Above all this is a tapestry from a temple in Kyoto and to the left, another I found in a junk shop. Inside the cupboard are a painted case from Turkey, a carved Anubis and coffee mugs from Egypt, a Buddha-shaped incense burner, Meditation Cat and a couple of pink unicorns.
I put the clocks on top of the cupboard to keep them safe from the cats, thinking the placement was temporary. But the longer they sit there, the more they belong, their almost Gothic look somehow bringing everything together, bringing out the best of the whole rather than the oddity of the details.
Those clocks were a part of my childhood, their ticking perfectly in harmony with the creaks and pops of the old farmhouse we lived in. The slight smell the clocks give off is the smell of time, no less incongruous with the smells of Hawaii than I am.

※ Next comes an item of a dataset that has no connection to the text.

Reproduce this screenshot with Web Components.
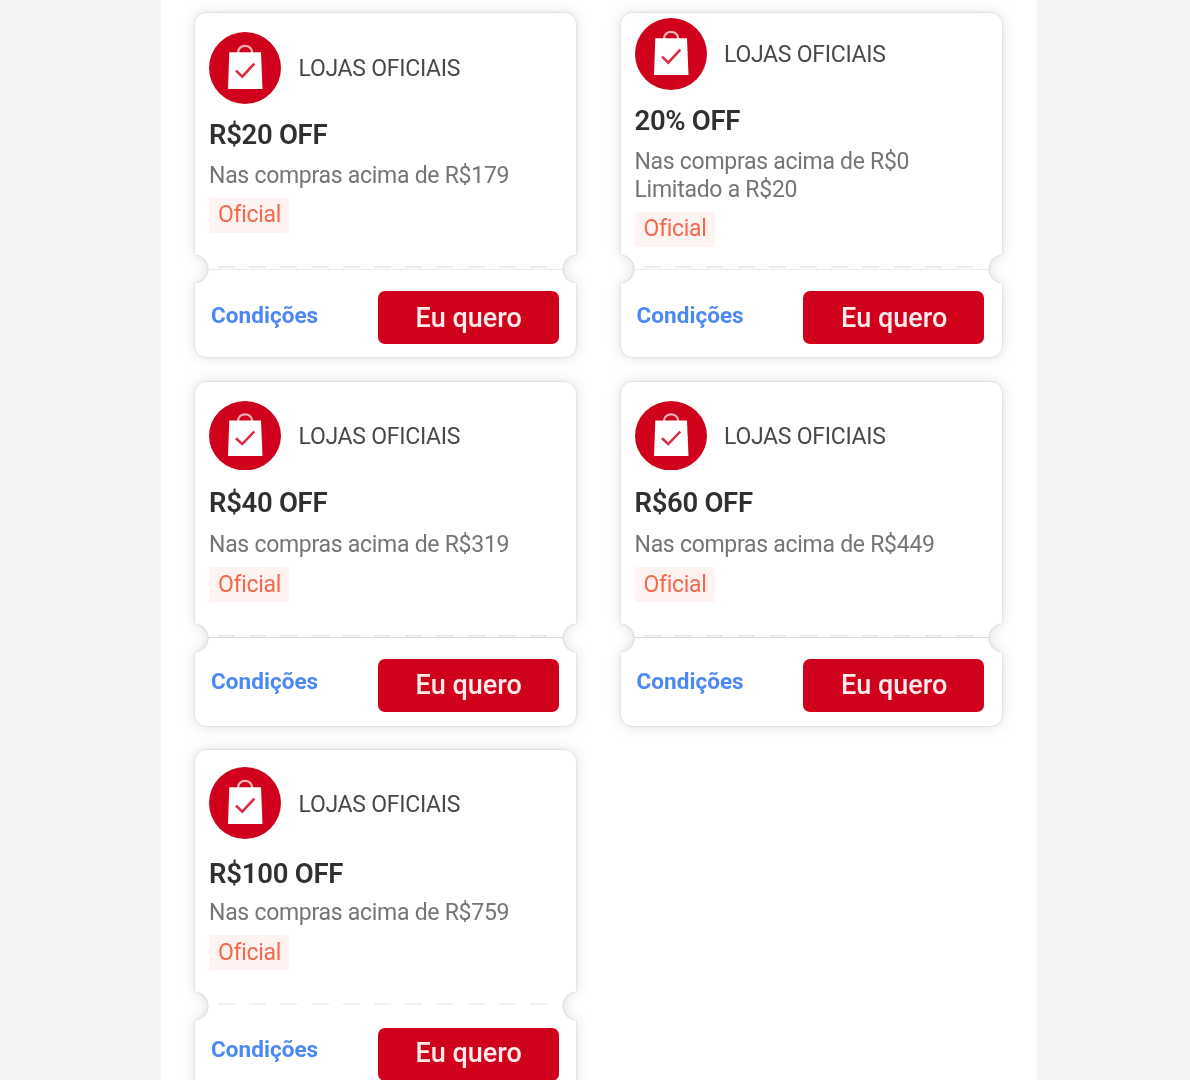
<!DOCTYPE html>
<html lang="pt-BR">
<head>
<meta charset="utf-8">
<title>Cupons</title>
<style>
html,body{margin:0;height:1080px;overflow:hidden;background:#f4f4f4;font-family:Roboto,"Liberation Sans",sans-serif}
</style>
</head>
<body>
<coupon-page>
  <coupon-card style="--line:#ebebeb;--badgepad:3px" heading="R$20 OFF" hw="117.5">
    <fit-text width="299.5">Nas compras acima de R$179</fit-text>
  </coupon-card>
  <coupon-card style="--top:5px;--line:#ebebeb" heading="20% OFF" hw="105">
    <fit-text width="274">Nas compras acima de R$0</fit-text>
    <fit-text width="162">Limitado a R$20</fit-text>
  </coupon-card>
  <coupon-card style="--logo:69.5px;--label:0px;--line:#dcdcdc;--cta:-.5px;--ctatext:0px;--terms:-2px;--badgepad:0px;--badgetop:1px" heading="R$40 OFF" hw="117.5">
    <fit-text width="299.5">Nas compras acima de R$319</fit-text>
  </coupon-card>
  <coupon-card style="--logo:69.5px;--label:0px;--line:#dcdcdc;--cta:-.5px;--ctatext:0px;--terms:-2px;--badgepad:0px;--badgetop:1px" heading="R$60 OFF" hw="117.5">
    <fit-text width="299.5">Nas compras acima de R$449</fit-text>
  </coupon-card>
  <coupon-card style="--top:17px;--label:3px;--title:17.5px;--desc:8px;--line:transparent;--dash:#f0f0f0;--terms:-3px;--ctatext:0px;--ctapad:2px;--badgepad:0px;--badgetop:1.5px" heading="R$100 OFF" hw="133.5">
    <fit-text width="299.5">Nas compras acima de R$759</fit-text>
  </coupon-card>
</coupon-page>
<script>
// Text run tracked to a fixed advance width.
class FitText extends HTMLElement{
  connectedCallback(){
    if(!this.shadowRoot){
      this.attachShadow({mode:'open'}).innerHTML=
        '<style>:host{display:block;white-space:nowrap}span{display:inline-block}</style><span><slot></slot></span>';
    }
    const s=this.shadowRoot.querySelector('span');
    const n=this.textContent.trim().length;
    s.style.letterSpacing=((+this.getAttribute('width')+.7-s.getBoundingClientRect().width)/n)+'px';
  }
}

class StoreLogo extends HTMLElement{
  connectedCallback(){
    this.attachShadow({mode:'open'}).innerHTML=`
<style>:host{display:block;width:72px;height:var(--logo,72px)}svg{display:block;width:100%;height:100%}</style>
<svg viewBox="0 0 72 72" preserveAspectRatio="none" fill="none">
<ellipse cx="36" cy="36" rx="36" ry="36" fill="#d0021b"/>
<path d="M29.2 21v-1.2a6.9 6 0 0 1 13.8 0V21" stroke="#f5b3bc" stroke-width="2.3"/>
<path d="M20.3 20.3H52l1.5 36.7H19z" fill="#fff"/>
<path d="M27 38.6l6.3 6 12-13" stroke="#dc2b43" stroke-width="2.6"/>
</svg>`;
  }
}

class OfficialBadge extends HTMLElement{
  connectedCallback(){
    this.attachShadow({mode:'open'}).innerHTML=`
<style>:host{display:flex;box-sizing:border-box;width:80px;height:35px;padding:var(--badgetop,0px) 0 var(--badgepad,2px) 9px;align-items:center;background:#fff3f1;color:#f4694e;font-size:23px;line-height:27px;border-radius:2px}</style>
<fit-text width="61.5">Oficial</fit-text>`;
  }
}

class ClaimButton extends HTMLElement{
  connectedCallback(){
    this.attachShadow({mode:'open'}).innerHTML=`
<style>:host{display:block}
button{all:unset;box-sizing:border-box;width:181px;height:53.5px;padding:var(--ctatext,2px) 0 var(--ctapad,0px) 1px;display:flex;align-items:center;justify-content:center;background:#d0021b;border-radius:7px;color:#ffebee;font:500 27px/32px Roboto,sans-serif;cursor:pointer}</style>
<button><fit-text width="105.5">Eu quero</fit-text></button>`;
  }
}

class CouponCard extends HTMLElement{
  connectedCallback(){
    this.attachShadow({mode:'open'}).innerHTML=`
<style>
:host{display:block;filter:drop-shadow(0 0 1.2px rgba(0,0,0,.17)) drop-shadow(0 0 7px rgba(0,0,0,.13))}
.card{height:344px;background:#fff;border-radius:11px;display:flex;flex-direction:column;
 mask:radial-gradient(circle at -1px 256px,transparent 14px,#000 15px),
  radial-gradient(circle at calc(100% + 1px) 256px,transparent 14px,#000 15px);
 mask-composite:intersect}
.info{box-sizing:border-box;height:253px;padding:var(--top,19px) 14px 0;display:flex;flex-direction:column}
header{display:flex;align-items:center;gap:17.5px;height:72px;font-size:23px;line-height:28px;color:#484848}
header fit-text{padding-top:var(--label,1.5px)}
header store-logo{align-self:flex-start}
h2{margin:var(--title,13.5px) 0 0;font-weight:600;font-size:27.5px;line-height:34px;color:#303030}
.desc{margin-top:var(--desc,10.5px);font-size:23px;line-height:27.5px;color:#757575}
official-badge{margin-top:8.5px}
.rule{margin:0 13px;height:2.5px;border-bottom:1.5px solid var(--line)}
.rule div{height:2px;margin:0 14px 0 10px;background:repeating-linear-gradient(90deg,var(--dash,#ececec) 0 17px,transparent 17px 31.2px)}
footer{display:flex;justify-content:space-between;padding:0 17.3px 0 16px}
.terms{padding-top:31px;margin-top:var(--terms,0);color:#4c88f5;font:700 22.5px/28px Roboto,sans-serif}
claim-button{margin-top:calc(21px + var(--cta,0px))}
</style>
<div class="card">
 <section class="info">
  <header><store-logo></store-logo><fit-text width="161">LOJAS OFICIAIS</fit-text></header>
  <h2><fit-text width="${this.getAttribute('hw')}">${this.getAttribute('heading')}</fit-text></h2>
  <div class="desc"><slot></slot></div>
  <official-badge></official-badge>
 </section>
 <div class="rule"><div></div></div>
 <footer><div class="terms"><fit-text width="106.5">Condições</fit-text></div><claim-button></claim-button></footer>
</div>`;
  }
}

class CouponPage extends HTMLElement{
  connectedCallback(){
    this.attachShadow({mode:'open'}).innerHTML=`
<style>
:host{display:block;box-sizing:border-box;width:876px;height:1080px;margin-left:161px;padding:13px 36px 0 34px;background:#fff;overflow:hidden}
.grid{display:grid;grid-template-columns:381px 381px;column-gap:44.5px;row-gap:24.5px}
</style><div class="grid"><slot></slot></div>`;
  }
}
customElements.define('coupon-page',CouponPage);
customElements.define('coupon-card',CouponCard);
customElements.define('store-logo',StoreLogo);
customElements.define('official-badge',OfficialBadge);
customElements.define('claim-button',ClaimButton);
customElements.define('fit-text',FitText);
</script>
</body>
</html>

The clocks need to be wound. That is the price we pay for the illusion of controlling time. But time is the one immutable constant, the one thing that can neither be given nor taken away. It can only be lived. All of us, our loves and hates, our joys and sorrows and disappointments, are only pieces of time, moments to be savored or forgotten, and only to be lived once. They are no more or less than what we make of them.